Abstraction layers
Assembly, however, seems to be more intimidating than it actually should be. With all the abstractions that we have today, people tend to forget the fundamentals of computing systems. Bytes, and such. Or never even learned these fundamentals in the first place. Everything which happens behind the scenes is considered stable magic. I think that is awfully sad. Structurally knowing how something works in each layer of the system is the most wonderful thing about this field of work.
I began with binary and building CPUs in Minecraft many years ago. Before I ever touched a line of C language, I programmed individual bits of machine language into some torch ROM and had the CPU do simple counting. It was not a comparable system to common microprocessors (because it was a NISC, had two registers, no other memory, and no ability to do loops or conditional execution), but for 8 year old me, it was super exciting to see something logical work like expected. And don't get me wrong, there are so many things that I wish I'd know, or know better, but currently don't. Modern video processing is one of those things.
Writing assembly requires you to visualise the machine state and imagine transfers of data from one register to the next. It involves knowing exactly what an instruction does, its side effects, and the correct order of operations to perform a useful task (for example, knowing what operations you can or cannot do that clobber the flags register before a branch, to save a few instructions; see line 17 in the example below).

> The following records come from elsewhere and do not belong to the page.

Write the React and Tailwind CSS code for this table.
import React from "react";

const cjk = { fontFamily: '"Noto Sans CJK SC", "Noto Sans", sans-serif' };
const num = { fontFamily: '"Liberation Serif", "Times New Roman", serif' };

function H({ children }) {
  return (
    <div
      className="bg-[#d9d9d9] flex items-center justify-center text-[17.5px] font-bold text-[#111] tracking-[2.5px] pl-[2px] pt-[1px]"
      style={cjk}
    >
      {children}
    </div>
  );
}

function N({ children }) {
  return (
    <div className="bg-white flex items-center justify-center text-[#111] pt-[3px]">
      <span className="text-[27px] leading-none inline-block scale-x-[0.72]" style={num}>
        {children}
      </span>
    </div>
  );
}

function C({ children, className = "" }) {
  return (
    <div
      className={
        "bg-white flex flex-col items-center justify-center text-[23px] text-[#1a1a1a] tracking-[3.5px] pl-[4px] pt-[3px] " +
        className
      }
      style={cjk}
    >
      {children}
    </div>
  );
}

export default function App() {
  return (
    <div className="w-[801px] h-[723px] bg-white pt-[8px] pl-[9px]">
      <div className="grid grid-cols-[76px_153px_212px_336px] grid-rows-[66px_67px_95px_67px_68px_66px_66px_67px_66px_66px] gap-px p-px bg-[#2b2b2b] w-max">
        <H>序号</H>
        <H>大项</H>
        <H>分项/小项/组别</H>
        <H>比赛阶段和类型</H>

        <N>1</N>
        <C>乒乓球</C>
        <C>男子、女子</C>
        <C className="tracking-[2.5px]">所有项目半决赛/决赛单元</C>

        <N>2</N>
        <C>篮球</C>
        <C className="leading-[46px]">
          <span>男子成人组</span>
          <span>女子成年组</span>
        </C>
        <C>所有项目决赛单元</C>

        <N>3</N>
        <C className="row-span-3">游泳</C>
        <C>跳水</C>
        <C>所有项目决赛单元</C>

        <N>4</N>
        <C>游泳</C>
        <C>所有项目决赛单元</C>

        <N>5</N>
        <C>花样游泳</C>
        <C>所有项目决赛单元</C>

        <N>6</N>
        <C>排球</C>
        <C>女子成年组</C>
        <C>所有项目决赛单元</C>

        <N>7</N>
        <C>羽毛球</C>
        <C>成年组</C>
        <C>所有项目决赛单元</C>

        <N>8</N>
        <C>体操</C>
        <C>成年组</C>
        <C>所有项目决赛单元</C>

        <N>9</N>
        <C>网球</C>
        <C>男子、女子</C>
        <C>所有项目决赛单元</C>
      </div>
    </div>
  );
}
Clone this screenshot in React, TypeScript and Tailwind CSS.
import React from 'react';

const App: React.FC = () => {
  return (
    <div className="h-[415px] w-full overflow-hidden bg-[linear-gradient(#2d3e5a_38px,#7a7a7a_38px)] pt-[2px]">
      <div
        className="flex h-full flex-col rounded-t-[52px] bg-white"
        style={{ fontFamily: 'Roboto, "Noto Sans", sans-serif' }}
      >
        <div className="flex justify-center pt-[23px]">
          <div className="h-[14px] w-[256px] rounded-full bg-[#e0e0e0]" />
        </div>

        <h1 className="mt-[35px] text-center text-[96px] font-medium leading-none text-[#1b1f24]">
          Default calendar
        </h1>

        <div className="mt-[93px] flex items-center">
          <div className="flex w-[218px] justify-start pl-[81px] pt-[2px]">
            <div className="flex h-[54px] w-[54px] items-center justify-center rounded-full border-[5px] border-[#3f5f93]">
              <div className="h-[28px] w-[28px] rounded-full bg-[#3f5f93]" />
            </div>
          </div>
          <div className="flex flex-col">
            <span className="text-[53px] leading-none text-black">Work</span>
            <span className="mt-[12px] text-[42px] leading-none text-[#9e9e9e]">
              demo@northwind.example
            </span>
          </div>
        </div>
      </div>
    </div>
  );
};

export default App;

Any abstraction above assembly will make the flags register of the CPU invisible.
Do you trust your dependencies?
Recently, I've been writing a little bit of TypeScript for work to
control the firmware of another device. It made me think about the
levels of abstraction that software depends on. It goes way further
than the super large node_modules directory that you can
quickly get, although that's pretty bad, too. The runtime of the
application probably uses lots of software from different vendors, too,
which accounts for processes like memory allocation, deallocation,
communication with the operating system, and the general reliability of
the application. Do you trust your interpreter?
Most software depends on the system C library, or libc, to provide
basic functions and interfaces to the kernel. It would be catastrophic
if libc's malloc was not optimised like glibc or musl is.

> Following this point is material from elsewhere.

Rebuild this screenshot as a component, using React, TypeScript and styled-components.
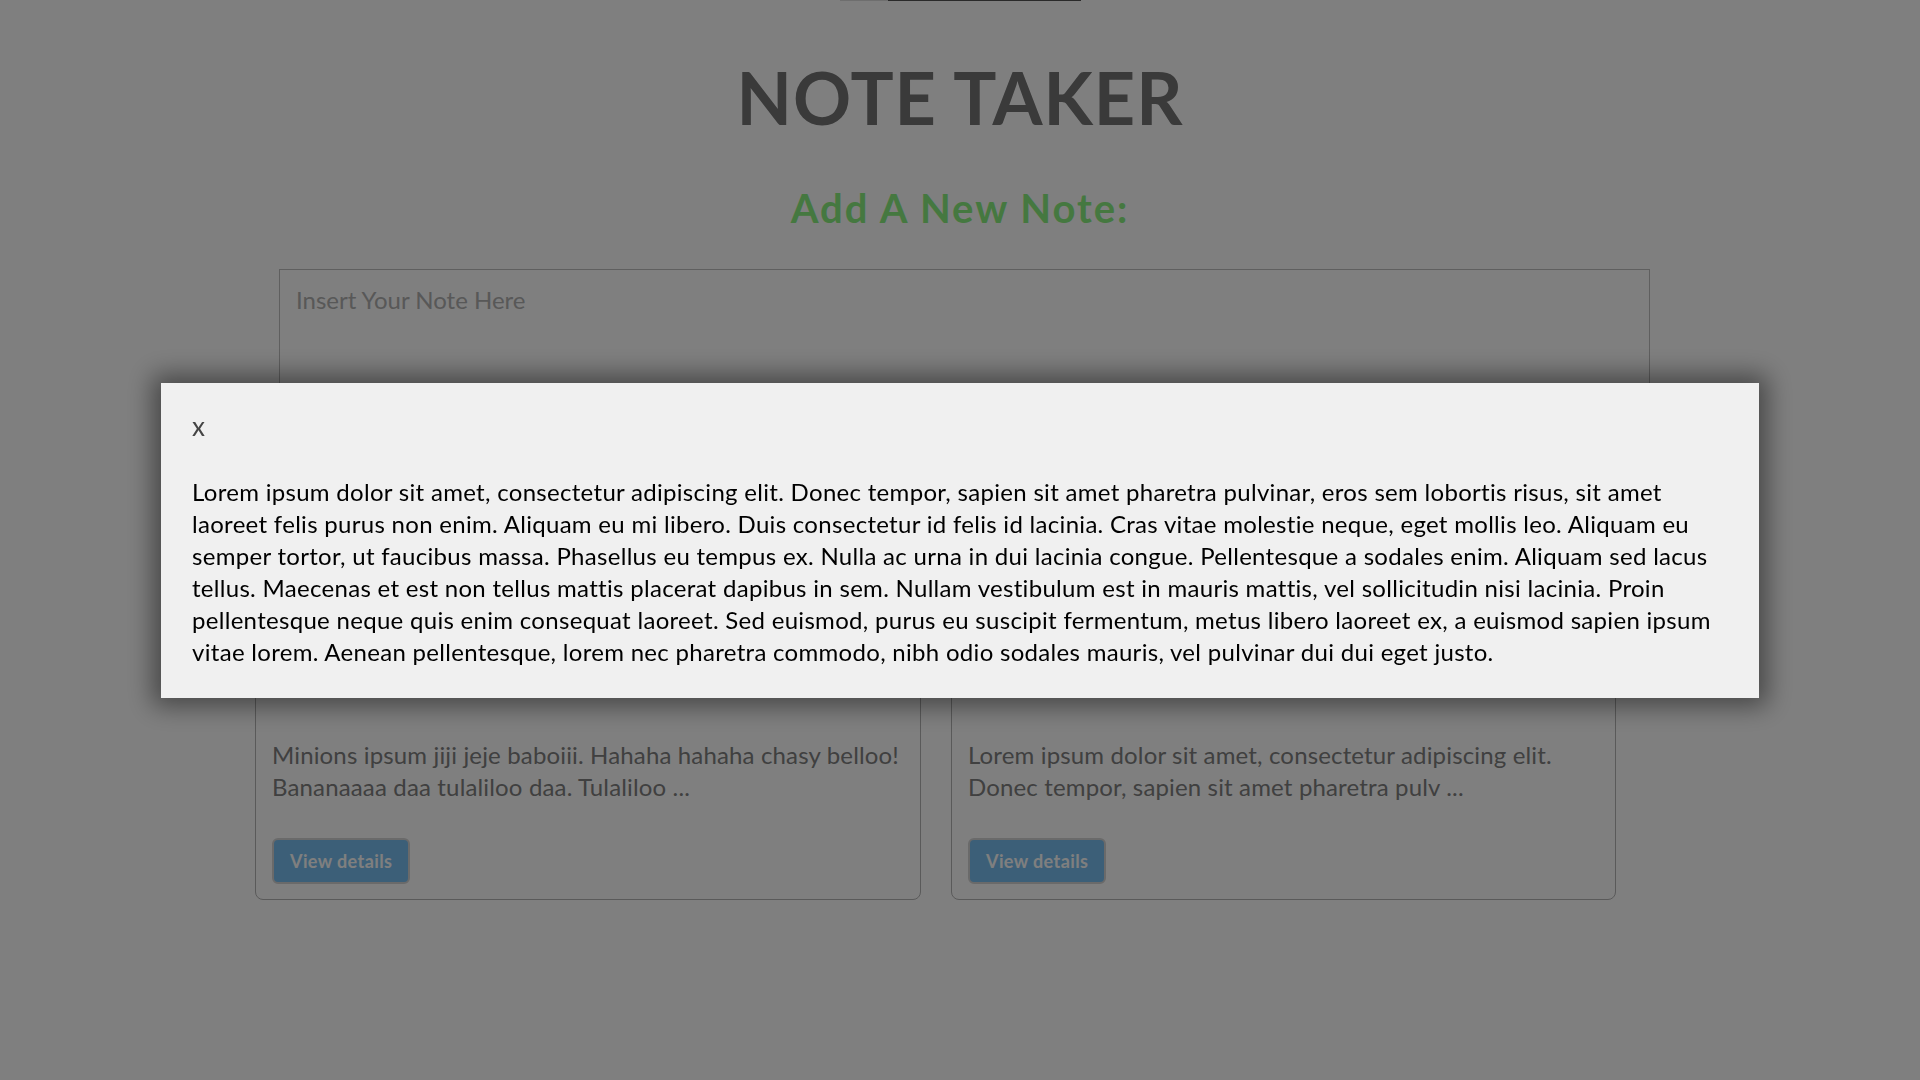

In any case, all applications today depends on the operating system to
host an environment which is suitable for the level of abstraction that
is used. And don't forget, that consists of a lot of different parts,
too. It is just assumed that all basic principles are well tested when
other applications runs on it. I would be impressed if Slack made a
release for bare metal (if only it wasn't Electron).
Modern complexity
I'd say that writing assembly in abstracted environments, so constained to an underlying operating system, is far more scary. Everything about computing systems has grown, such as speed, execution, caching, and input/output control. For one, a simple read from memory goes through layers of caches and block operations. In contrast with 50 years ago, you can directly monitor the bus because you control components directly.
The scale of demand has also become enormous. Some time ago, pong was the most innovative videogame there was. You could change the video output by changing a bitmap in memory. Now, there are shaders and realistic physics. There is so much more processing time necessary.
A funny example of 'scary assembly' that I recently wrote was in this commit in ZOS. The ZOS project is an operating system for the Z80. It's just the microprocessor, some input/output, wiring, and myself.
In the snippet, a dictionary is traversed which is used to find an
instruction address given a command. Register hl is used
as the search string pointer, and ix for the dictionary
pointer. In order to make this work, the search string pointer is
repeatedly compared with the keys of the dictionary until an equal is
found. Either a zero or non-zero flag is used to indicate a match,
with register ix pointing to the value of the dictionary
when found/non-zero.
Firstly, you may find it odd that the entrypoint of the subroutine
map_find is in the middle of the assembly block. This
allows control flow to travel into it without any additional jump
instructions. The search pointer hl is stored onto the
stack because it needs to be reset on each search. As the Z80 doesn't
have a stack peek instruction, it is popped (line 22) from the stack
and pushed (line 23) back onto it.
Subsequently, a load from the dictionary pointer ix is
done to check if the dictionary has reached the end with a termination
byte. A load instruction doesn't affect any flags, so the instruction
or 0 is used to route the accumulator through the ALU to
register the zero flag. After streq is called (conveniently
using the same pointer registers), its result is checked.
streq modifies the registers as a side effect, and the
ix register needs to seek its next dictionary key if it
was not equal (from line 16). Otherwise, the next address of
ix points to the value after the string termination byte
(line 29). An or 1 instruction (line 30) resets the zero
flag which is used in the return contract of the subroutine.